実社会ではもっとデリケートであるかもしれない。簡単に炎上に巻き込まれるわけにはいかない。だから他者との関係の場を作らなければならない。流動性の高い社会では、その場その場で関係を構築することが強いられる。そこには力関係の駆け引きがある。それが「空気を読む」ということだ。特に日本人はハイコンテクストな社会といわれる。だからなおさら、ローコンテクストな社会にくらべ、「象徴関係のくずれ」に敏感であり、その回復が試みられる。

「象徴関係のくずれ」は場を乱す反社会ではない。不良は反社会という象徴的位置を保持する。そのときの場の空気など関係あるか!は一つの立場の決定である。象徴関係のくずれはより宙吊りな状態である。だからその場で秩序を構築しなければならない。

さらに2ちゃんねるでは、複雑に場の秩序を構築している。「ネットは匿名の場であり、場の秩序を構築することが難しい」ということによって、秩序が形成している。だから真面目に場の秩序を構築しようヤツは、「ネタにマジレスかっこわるい」のである。
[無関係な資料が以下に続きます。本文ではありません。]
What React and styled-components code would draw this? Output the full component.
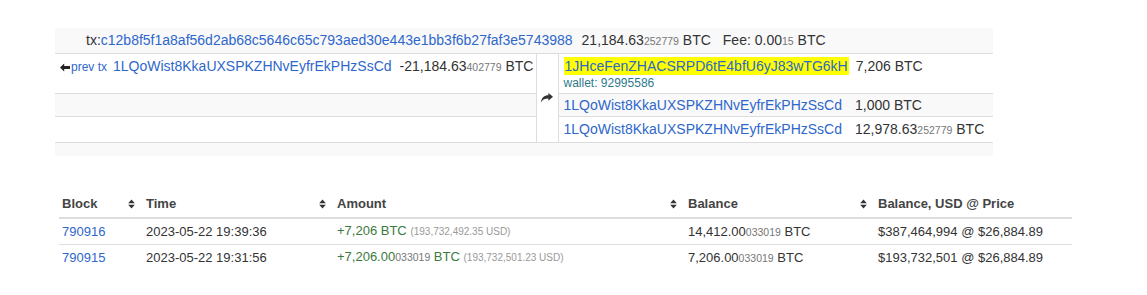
import React from 'react';
import styled, { createGlobalStyle } from 'styled-components';

const GlobalStyle = createGlobalStyle`
  body {
    margin: 8px;
    background: #fff;
    font-family: "Liberation Sans", Arial, sans-serif;
    font-size: 14px;
    color: #333;
  }
`;

const Page = styled.div`
  padding: 20px 0 0 47px;
`;

const TxTable = styled.table`
  width: 938px;
  border-collapse: collapse;
  table-layout: fixed;
  line-height: 20px;
`;

const HeadCell = styled.td`
  background: #f9f9f9;
  padding: 2px 5px 2px 31px;
  border-bottom: 1px solid #ddd;
  white-space: nowrap;
`;

const IoCell = styled.td`
  background: ${(p) => (p.$odd ? '#f9f9f9' : '#fff')};
  border-top: 1px solid #ddd;
  padding: ${(p) => (p.$tight ? '1px 5px' : '2px 5px')};
  vertical-align: top;
  white-space: nowrap;
`;

const ArrowCell = styled.td`
  width: 22px;
  border: 1px solid #ddd;
  border-bottom: none;
  text-align: center;
  vertical-align: middle;
  padding: 0;
  background: #fff;
  line-height: 10px;
`;

const FootCell = styled.td`
  background: #f9f9f9;
  border-top: 1px solid #ddd;
  height: 13px;
  padding: 0;
`;

const Link = styled.a`
  color: #2e67cc;
  text-decoration: none;
  margin-left: ${(p) => p.$gap || 0}px;
  background: ${(p) => (p.$mark ? '#ffff00' : 'transparent')};
  padding: ${(p) => (p.$mark ? '1px 1px' : '0')};
`;

const PrevTx = styled.a`
  color: #2e67cc;
  font-size: 12px;
  text-decoration: none;
  svg {
    vertical-align: -1px;
    margin-right: 1px;
  }
`;

const Value = styled.span`
  margin-left: ${(p) => p.$gap || 0}px;
  color: ${(p) => p.$color || '#333'};
`;

const Tail = styled.span`
  font-size: 10.5px;
  color: #777;
`;

const Wallet = styled.div`
  font-size: 12px;
  line-height: 15px;
  color: #2d7a8a;
`;

const HistoryTable = styled.table`
  margin: 34px 0 0 4px;
  width: 1013px;
  border-collapse: collapse;
  table-layout: fixed;
  line-height: 20px;
  font-size: 13px;
`;

const Th = styled.th`
  box-sizing: border-box;
  width: ${(p) => p.$w}px;
  text-align: left;
  font-weight: bold;
  color: #444;
  padding: 4px 8px 3px 3px;
  border-bottom: 2px solid #ddd;
`;

const ThInner = styled.div`
  display: flex;
  align-items: center;
  justify-content: space-between;
`;

const Td = styled.td`
  padding: 2px 3px;
  border-top: ${(p) => (p.$first ? 'none' : '1px solid #ddd')};
  white-space: nowrap;
`;

const Usd = styled.span`
  font-size: 10px;
  color: #999;
`;

const SortIcon = () => (
  <svg width="7" height="10" viewBox="0 0 8 12">
    <path d="M0 5 L4 0.5 L8 5 Z M0 7 L8 7 L4 11.5 Z" fill="#333" />
  </svg>
);

const BackArrow = () => (
  <svg width="10" height="9" viewBox="0 0 10 9">
    <path d="M0 4.5 L4.2 0.5 L4.2 3 L10 3 L10 6 L4.2 6 L4.2 8.5 Z" fill="#222" />
  </svg>
);

const ShareArrow = () => (
  <svg width="12" height="10" viewBox="0 0 12 10">
    <path d="M12 3.8 L7.4 0 L7.4 2.2 C3.2 2.2 0.6 4.4 0 9.5 C1.6 6.6 4 5.6 7.4 5.6 L7.4 7.8 Z" fill="#333" />
  </svg>
);

const addr = '1LQoWist8KkaUXSPKZHNvEyfrEkPHzSsCd';

const columns = [
  { label: 'Block', w: 84, sort: true },
  { label: 'Time', w: 191, sort: true },
  { label: 'Amount', w: 351, sort: true },
  { label: 'Balance', w: 190, sort: true },
  { label: 'Balance, USD @ Price', w: 197, sort: false },
];

const history = [
  {
    block: '790916',
    time: '2023-05-22 19:39:36',
    amount: '+7,206',
    amountTail: '',
    usd: '(193,732,492.35 USD)',
    balance: '14,412.00',
    balanceTail: '033019',
    price: '$387,464,994 @ $26,884.89',
  },
  {
    block: '790915',
    time: '2023-05-22 19:31:56',
    amount: '+7,206.00',
    amountTail: '033019',
    usd: '(193,732,501.23 USD)',
    balance: '7,206.00',
    balanceTail: '033019',
    price: '$193,732,501 @ $26,884.89',
  },
];

export default function App() {
  return (
    <Page>
      <GlobalStyle />
      <TxTable>
        <colgroup>
          <col style={{ width: 481 }} />
          <col style={{ width: 22 }} />
          <col />
        </colgroup>
        <tbody>
          <tr>
            <HeadCell colSpan={3}>
              tx:<Link href="#">c12b8f5f1a8af56d2ab68c5646c65c793aed30e443e1bb3f6b27faf3e5743988</Link>
              <Value $gap={9}>21,184.63<Tail>252779</Tail> BTC</Value>
              <Value $gap={12}>Fee: 0.00<Tail>15</Tail> BTC</Value>
            </HeadCell>
          </tr>
          <tr>
            <IoCell>
              <PrevTx href="#"><BackArrow />prev tx</PrevTx>
              <Link href="#" $gap={6}>{addr}</Link>
              <Value $gap={8}>-21,184.63<Tail>402779</Tail> BTC</Value>
            </IoCell>
            <ArrowCell rowSpan={3}><ShareArrow /></ArrowCell>
            <IoCell>
              <Link href="#" $mark>1JHceFenZHACSRPD6tE4bfU6yJ83wTG6kH</Link>
              <Value $gap={7}>7,206 BTC</Value>
              <Wallet>wallet: 92995586</Wallet>
            </IoCell>
          </tr>
          <tr>
            <IoCell $odd $tight />
            <IoCell $odd $tight>
              <Link href="#">{addr}</Link>
              <Value $gap={13}>1,000 BTC</Value>
            </IoCell>
          </tr>
          <tr>
            <IoCell />
            <IoCell>
              <Link href="#">{addr}</Link>
              <Value $gap={13}>12,978.63<Tail>252779</Tail> BTC</Value>
            </IoCell>
          </tr>
          <tr>
            <FootCell colSpan={3} />
          </tr>
        </tbody>
      </TxTable>

      <HistoryTable>
        <thead>
          <tr>
            {columns.map((c) => (
              <Th key={c.label} $w={c.w}>
                <ThInner>
                  <span>{c.label}</span>
                  {c.sort && <SortIcon />}
                </ThInner>
              </Th>
            ))}
          </tr>
        </thead>
        <tbody>
          {history.map((r, i) => (
            <tr key={r.block}>
              <Td $first={i === 0}><Link href="#">{r.block}</Link></Td>
              <Td $first={i === 0}>{r.time}</Td>
              <Td $first={i === 0}>
                <Value $color="#3c7a3d">{r.amount}<Tail>{r.amountTail}</Tail> BTC</Value> <Usd>{r.usd}</Usd>
              </Td>
              <Td $first={i === 0}>{r.balance}<Tail>{r.balanceTail}</Tail> BTC</Td>
              <Td $first={i === 0}>{r.price}</Td>
            </tr>
          ))}
        </tbody>
      </HistoryTable>
    </Page>
  );
}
ネタコミュニケーションとして、2ちゃんねるのスタイルは炎上からの回避としての一方策である。




リスク回避としての消費関係


特に実社会での緊張関係は負荷である。そのために、儀礼的無関心という秩序が生まれる。礼儀ある他者回避であり、コンビニ、ファーストフード、ファミレスなどは、そのような儀礼を売り物にしている。

またこのような他者回避は、現代におけるリスク回避であるともいえる。現代のような価値が多様で、流動的な社会では、強く関係に拘束されることは危険である。たとえば純愛などとしてのめり込んでも、いつ他者に裏切られるかわからない。多くの選択に開かれ続ける姿勢がリスク回避である。

このために人間関係は「消費関係」となる。消費関係とは他者の欲望を欲望するのではなく、他者を、社会的な他者の欲望を欲望するための道具とする関係である。

たとえば処女に価値があるとされるのは、処女が消費されると価値が落ちるという消費材だからだ。これは童貞は性体験することで価値が上がることと対をなす。童貞と処女の関係は消費する側とされる道具という男尊女卑であり、男性間のよりよい女性を手に入れる競争ががある。男性社会の他者(男性)の欲望を欲望する競争であり、女性はそのための道具である。




童貞オタクとヤリチンは愛する女性に出会わないことを望む


現代の他者回避、リスク回避傾向の中では、現前の他者の欲望でなく、社会的な流行(どこかの他者の欲望)を欲望することになる。すなわち本質的には関係は消費関係になる。それがアイドルや二次元な偶像にむかうことは自然なことである。

オタクには彼女ができないと言われる。しかし彼らはもてないだけでなく、現前する女性を回避、そしてリスク回避でもある。そして乗り換え可能な女性として偶像を消費する。しかしこのような意味ではナンパなヤリチンも同様である。彼らは乗り換え可能なように、特定に女性に固執せずに、多数の女性を消費することで、リスク回避をしている、といえる。

ナンパのテーゼは「ナンパにひっかからないような女性をさがしてナンパは行われる」というものだ。しかしさらには、「(愛に囚われないよう)ナンパにひっかからないような女性に出会いわないことを望みながら、ナンパは行われる」ということだろう。これはまさにオタクの心理でもあるのではないだろうか。この決して「出会わない女性」の究極は決して現前しない「偶像」であり、二次元である。